→ **Do this**
Return the whole listing, line for line, without the pictures in it.

→ **Provided material**
— start —

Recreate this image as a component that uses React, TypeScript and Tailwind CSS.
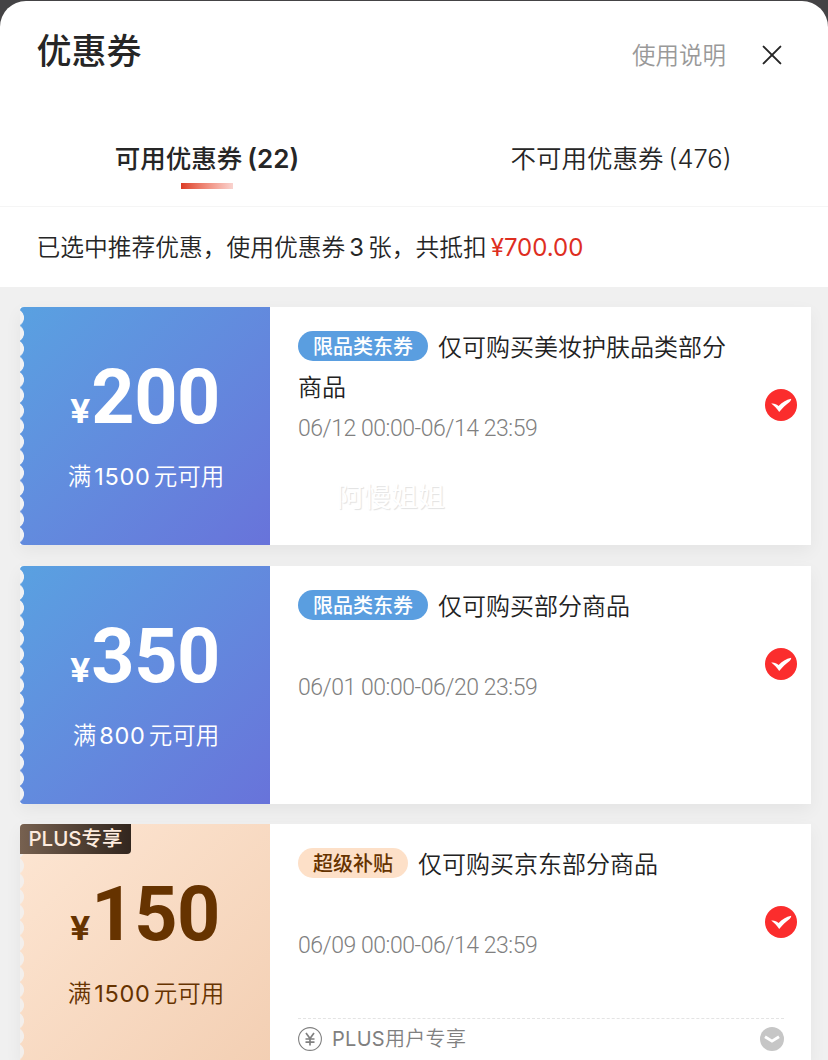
import { X } from "lucide-react"

interface Coupon {
    id: number;
    amount: string;
    limit: number;
    tag: string;
    title: string;
    period: string;
    plus?: boolean;
    watermark?: string;
}

const coupons: Coupon[] = [
    { id: 1, amount: "200", limit: 1500, tag: "限品类东券", title: "仅可购买美妆护肤品类部分商品", period: "06/12 00:00-06/14 23:59", watermark: "阿慢姐姐" },
    { id: 2, amount: "350", limit: 800, tag: "限品类东券", title: "仅可购买部分商品", period: "06/01 00:00-06/20 23:59" },
    { id: 3, amount: "150", limit: 1500, tag: "超级补贴", title: "仅可购买京东部分商品", period: "06/09 00:00-06/14 23:59", plus: true },
]

function CheckedIcon() {
    return (
        <svg className="w-8 h-8" viewBox="0 0 32 32" fill="none">
            <circle cx="16" cy="16" r="16" fill="#FB2D2D" />
            <path d="M6.2 14.6C9 14.2 11.6 15.2 13.6 16.9C17 13.6 21 10.9 26.2 9.8C26.2 11.2 25.6 12 24.6 12.9C20.8 15.6 17.4 18.8 14.2 23C12.2 20 9.6 17 6.2 14.6Z" fill="white" />
        </svg>
    )
}

function YenIcon() {
    return (
        <svg className="w-6 h-6" viewBox="0 0 24 24" fill="none" stroke="#808080">
            <circle cx="12" cy="12" r="11.4" strokeWidth="1.1" />
            <path d="M8 6L12 11.5L16 6M12 11.5V18.5M7.5 12H16.5M7.5 15.2H16.5" strokeWidth="1.7" />
        </svg>
    )
}

function ExpandIcon() {
    return (
        <svg className="w-6 h-6" viewBox="0 0 24 24" fill="none">
            <circle cx="12" cy="12" r="12" fill="#C6C6C6" />
            <path d="M5 9.8L12 14.2L19 9.8" stroke="white" strokeWidth="2.8" />
        </svg>
    )
}

function CouponCard({ coupon }: { coupon: Coupon }) {
    const { plus } = coupon
    return (
        <div className="relative flex h-[238px] flex-shrink-0 bg-white shadow-[0_6px_16px_rgba(0,0,0,0.05)]">
            {/* amount */}
            <div className={`relative w-[250px] flex-shrink-0 rounded-l-[4px] pt-[50px] text-center ${
                plus ? 'bg-linear-135 from-[#fde6d3] to-[#f3cfb3] text-[#663300]' : 'bg-linear-135 from-[#59a1e1] to-[#6873da] text-white'
            }`}>
                {/* torn edge */}
                <div className={`absolute left-0 top-[3px] h-[232px] w-[5px] bg-[length:5px_15.5px] bg-repeat-y ${
                    plus
                        ? 'bg-[radial-gradient(circle_at_-5px_7.75px,#f3efec_8.6px,transparent_9.3px)]'
                        : 'bg-[radial-gradient(circle_at_-5px_7.75px,#f1f2f4_8.6px,transparent_9.3px)]'
                }`} />
                {plus && (
                    <div className="absolute left-0 top-0 flex h-[30px] w-[111px] items-center justify-center rounded-tl-[4px] rounded-br-[4px] bg-linear-to-r from-[#776150] to-[#32261e] pt-px text-[20.5px] font-medium text-[#fdebde]">
                        PLUS专享
                    </div>
                )}
                <div className="flex h-[90px] items-baseline justify-center font-bold leading-[80px]">
                    <span className="origin-left scale-x-112 text-[32px]">¥</span>
                    <span className="ml-[3px] font-['Roboto'] text-[75.5px] tracking-[-0.4px]">{coupon.amount}</span>
                </div>
                <div className="mt-[10px] pl-[2px] text-[23.5px] font-[350] leading-[40px]">
                    满<span className="mx-[3px] font-normal tracking-[0.7px]">{coupon.limit}</span>元可用
                </div>
            </div>

            {/* details */}
            <div className="flex-1 pl-[28px] pt-[21px]">
                <div className="h-[80px] w-[440px] text-[24px] font-[350] leading-[40px] text-[#222]">
                    <span className={`mr-[10px] inline-flex h-[30px] items-center rounded-full px-[15px] align-[2px] text-[20px] font-medium leading-[30px] ${
                        plus ? 'bg-[#fde0c8] text-[#663300]' : 'bg-[#5a9ee0] text-white'
                    }`}>
                        <span className="pt-[2px]">{coupon.tag}</span>
                    </span>
                    {coupon.title}
                </div>
                <div className="h-[93px] font-['Roboto'] text-[23px] font-[350] leading-[41px] tracking-[-0.46px] text-[#808080]">
                    {coupon.period}
                </div>
                {plus && (
                    <div className="mr-[27px] flex h-[41px] items-center gap-[10px] border-t border-dashed border-[#e4e4e4] text-[20px] font-[350] text-[#808080]">
                        <YenIcon />
                        <span className="flex-1 tracking-[0.3px]"><span className="font-normal">PLUS</span>用户专享</span>
                        <ExpandIcon />
                    </div>
                )}
            </div>

            <div className="absolute right-[14px] top-[82px] w-8">
                <CheckedIcon />
            </div>
            {coupon.watermark && (
                <div className="absolute left-[317px] top-[171px] text-[27px] leading-[40px] text-white [text-shadow:1px_1px_1px_#e2e2e2]">
                    {coupon.watermark}
                </div>
            )}
        </div>
    )
}

export default function App() {
    return (
        <div className="h-[1060px] w-[828px] overflow-hidden bg-[#444345] pt-px font-['Inter','Noto_Sans_CJK_SC',sans-serif] text-[#262626]">
            <div className="flex h-[1059px] flex-col overflow-hidden rounded-t-[26px] bg-white">
                {/* header */}
                <div className="flex h-[108px] flex-shrink-0 items-center pl-[36.5px] pr-[44px]">
                    <h1 className="flex-1 pb-[7px] text-[35px] font-medium">优惠券</h1>
                    <span className="pt-[2px] text-[23.5px] font-[350] text-[#999]">使用说明</span>
                    <X className="ml-[34px] h-6 w-6 scale-[1.4]" strokeWidth={1.4} />
                </div>

                {/* tabs */}
                <div className="flex h-[98px] flex-shrink-0 border-b border-[#f5f5f5]">
                    <div className="flex flex-1 flex-col items-center pt-[30px]">
                        <span className="text-[25.5px] font-medium leading-[40px]">可用优惠券<span className="ml-[5px] text-[26px] font-semibold">(22)</span></span>
                        <div className="mt-[4px] h-[6px] w-[52px] bg-linear-to-r from-[#dc3a24] to-[#f9d3cf]" />
                    </div>
                    <div className="flex flex-1 flex-col items-center pt-[30px]">
                        <span className="text-[25.5px] font-[350] leading-[40px]">不可用优惠券<span className="ml-[5px]">(476)</span></span>
                    </div>
                </div>

                {/* summary */}
                <div className="flex h-[80px] flex-shrink-0 items-center pl-[36.5px] pt-[2px] text-[23.75px] font-[350]">
                    已选中推荐优惠，使用优惠券<span className="mx-[4px] font-normal">3</span>张，共抵扣
                    <span className="ml-[4px] text-[24px] font-normal text-[#de2e1f]">¥700.00</span>
                </div>

                {/* coupon list */}
                <div className="flex flex-1 flex-col gap-[20.5px] overflow-hidden bg-[#f0f0f0] pl-[20px] pr-[17px] pt-[20px]">
                    {coupons.map((coupon) => (
                        <CouponCard key={coupon.id} coupon={coupon} />
                    ))}
                </div>
            </div>
        </div>
    )
}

— end —

→ **Output of the exercise**
Recreate this image as a component that uses React, TypeScript and Tailwind CSS.
import { X } from "lucide-react"

interface Coupon {
    id: number;
    amount: string;
    limit: number;
    tag: string;
    title: string;
    period: string;
    plus?: boolean;
    watermark?: string;
}

const coupons: Coupon[] = [
    { id: 1, amount: "200", limit: 1500, tag: "限品类东券", title: "仅可购买美妆护肤品类部分商品", period: "06/12 00:00-06/14 23:59", watermark: "阿慢姐姐" },
    { id: 2, amount: "350", limit: 800, tag: "限品类东券", title: "仅可购买部分商品", period: "06/01 00:00-06/20 23:59" },
    { id: 3, amount: "150", limit: 1500, tag: "超级补贴", title: "仅可购买京东部分商品", period: "06/09 00:00-06/14 23:59", plus: true },
]

function CheckedIcon() {
    return (
        <svg className="w-8 h-8" viewBox="0 0 32 32" fill="none">
            <circle cx="16" cy="16" r="16" fill="#FB2D2D" />
            <path d="M6.2 14.6C9 14.2 11.6 15.2 13.6 16.9C17 13.6 21 10.9 26.2 9.8C26.2 11.2 25.6 12 24.6 12.9C20.8 15.6 17.4 18.8 14.2 23C12.2 20 9.6 17 6.2 14.6Z" fill="white" />
        </svg>
    )
}

function YenIcon() {
    return (
        <svg className="w-6 h-6" viewBox="0 0 24 24" fill="none" stroke="#808080">
            <circle cx="12" cy="12" r="11.4" strokeWidth="1.1" />
            <path d="M8 6L12 11.5L16 6M12 11.5V18.5M7.5 12H16.5M7.5 15.2H16.5" strokeWidth="1.7" />
        </svg>
    )
}

function ExpandIcon() {
    return (
        <svg className="w-6 h-6" viewBox="0 0 24 24" fill="none">
            <circle cx="12" cy="12" r="12" fill="#C6C6C6" />
            <path d="M5 9.8L12 14.2L19 9.8" stroke="white" strokeWidth="2.8" />
        </svg>
    )
}

function CouponCard({ coupon }: { coupon: Coupon }) {
    const { plus } = coupon
    return (
        <div className="relative flex h-[238px] flex-shrink-0 bg-white shadow-[0_6px_16px_rgba(0,0,0,0.05)]">
            {/* amount */}
            <div className={`relative w-[250px] flex-shrink-0 rounded-l-[4px] pt-[50px] text-center ${
                plus ? 'bg-linear-135 from-[#fde6d3] to-[#f3cfb3] text-[#663300]' : 'bg-linear-135 from-[#59a1e1] to-[#6873da] text-white'
            }`}>
                {/* torn edge */}
                <div className={`absolute left-0 top-[3px] h-[232px] w-[5px] bg-[length:5px_15.5px] bg-repeat-y ${
                    plus
                        ? 'bg-[radial-gradient(circle_at_-5px_7.75px,#f3efec_8.6px,transparent_9.3px)]'
                        : 'bg-[radial-gradient(circle_at_-5px_7.75px,#f1f2f4_8.6px,transparent_9.3px)]'
                }`} />
                {plus && (
                    <div className="absolute left-0 top-0 flex h-[30px] w-[111px] items-center justify-center rounded-tl-[4px] rounded-br-[4px] bg-linear-to-r from-[#776150] to-[#32261e] pt-px text-[20.5px] font-medium text-[#fdebde]">
                        PLUS专享
                    </div>
                )}
                <div className="flex h-[90px] items-baseline justify-center font-bold leading-[80px]">
                    <span className="origin-left scale-x-112 text-[32px]">¥</span>
                    <span className="ml-[3px] font-['Roboto'] text-[75.5px] tracking-[-0.4px]">{coupon.amount}</span>
                </div>
                <div className="mt-[10px] pl-[2px] text-[23.5px] font-[350] leading-[40px]">
                    满<span className="mx-[3px] font-normal tracking-[0.7px]">{coupon.limit}</span>元可用
                </div>
            </div>

            {/* details */}
            <div className="flex-1 pl-[28px] pt-[21px]">
                <div className="h-[80px] w-[440px] text-[24px] font-[350] leading-[40px] text-[#222]">
                    <span className={`mr-[10px] inline-flex h-[30px] items-center rounded-full px-[15px] align-[2px] text-[20px] font-medium leading-[30px] ${
                        plus ? 'bg-[#fde0c8] text-[#663300]' : 'bg-[#5a9ee0] text-white'
                    }`}>
                        <span className="pt-[2px]">{coupon.tag}</span>
                    </span>
                    {coupon.title}
                </div>
                <div className="h-[93px] font-['Roboto'] text-[23px] font-[350] leading-[41px] tracking-[-0.46px] text-[#808080]">
                    {coupon.period}
                </div>
                {plus && (
                    <div className="mr-[27px] flex h-[41px] items-center gap-[10px] border-t border-dashed border-[#e4e4e4] text-[20px] font-[350] text-[#808080]">
                        <YenIcon />
                        <span className="flex-1 tracking-[0.3px]"><span className="font-normal">PLUS</span>用户专享</span>
                        <ExpandIcon />
                    </div>
                )}
            </div>

            <div className="absolute right-[14px] top-[82px] w-8">
                <CheckedIcon />
            </div>
            {coupon.watermark && (
                <div className="absolute left-[317px] top-[171px] text-[27px] leading-[40px] text-white [text-shadow:1px_1px_1px_#e2e2e2]">
                    {coupon.watermark}
                </div>
            )}
        </div>
    )
}

export default function App() {
    return (
        <div className="h-[1060px] w-[828px] overflow-hidden bg-[#444345] pt-px font-['Inter','Noto_Sans_CJK_SC',sans-serif] text-[#262626]">
            <div className="flex h-[1059px] flex-col overflow-hidden rounded-t-[26px] bg-white">
                {/* header */}
                <div className="flex h-[108px] flex-shrink-0 items-center pl-[36.5px] pr-[44px]">
                    <h1 className="flex-1 pb-[7px] text-[35px] font-medium">优惠券</h1>
                    <span className="pt-[2px] text-[23.5px] font-[350] text-[#999]">使用说明</span>
                    <X className="ml-[34px] h-6 w-6 scale-[1.4]" strokeWidth={1.4} />
                </div>

                {/* tabs */}
                <div className="flex h-[98px] flex-shrink-0 border-b border-[#f5f5f5]">
                    <div className="flex flex-1 flex-col items-center pt-[30px]">
                        <span className="text-[25.5px] font-medium leading-[40px]">可用优惠券<span className="ml-[5px] text-[26px] font-semibold">(22)</span></span>
                        <div className="mt-[4px] h-[6px] w-[52px] bg-linear-to-r from-[#dc3a24] to-[#f9d3cf]" />
                    </div>
                    <div className="flex flex-1 flex-col items-center pt-[30px]">
                        <span className="text-[25.5px] font-[350] leading-[40px]">不可用优惠券<span className="ml-[5px]">(476)</span></span>
                    </div>
                </div>

                {/* summary */}
                <div className="flex h-[80px] flex-shrink-0 items-center pl-[36.5px] pt-[2px] text-[23.75px] font-[350]">
                    已选中推荐优惠，使用优惠券<span className="mx-[4px] font-normal">3</span>张，共抵扣
                    <span className="ml-[4px] text-[24px] font-normal text-[#de2e1f]">¥700.00</span>
                </div>

                {/* coupon list */}
                <div className="flex flex-1 flex-col gap-[20.5px] overflow-hidden bg-[#f0f0f0] pl-[20px] pr-[17px] pt-[20px]">
                    {coupons.map((coupon) => (
                        <CouponCard key={coupon.id} coupon={coupon} />
                    ))}
                </div>
            </div>
        </div>
    )
}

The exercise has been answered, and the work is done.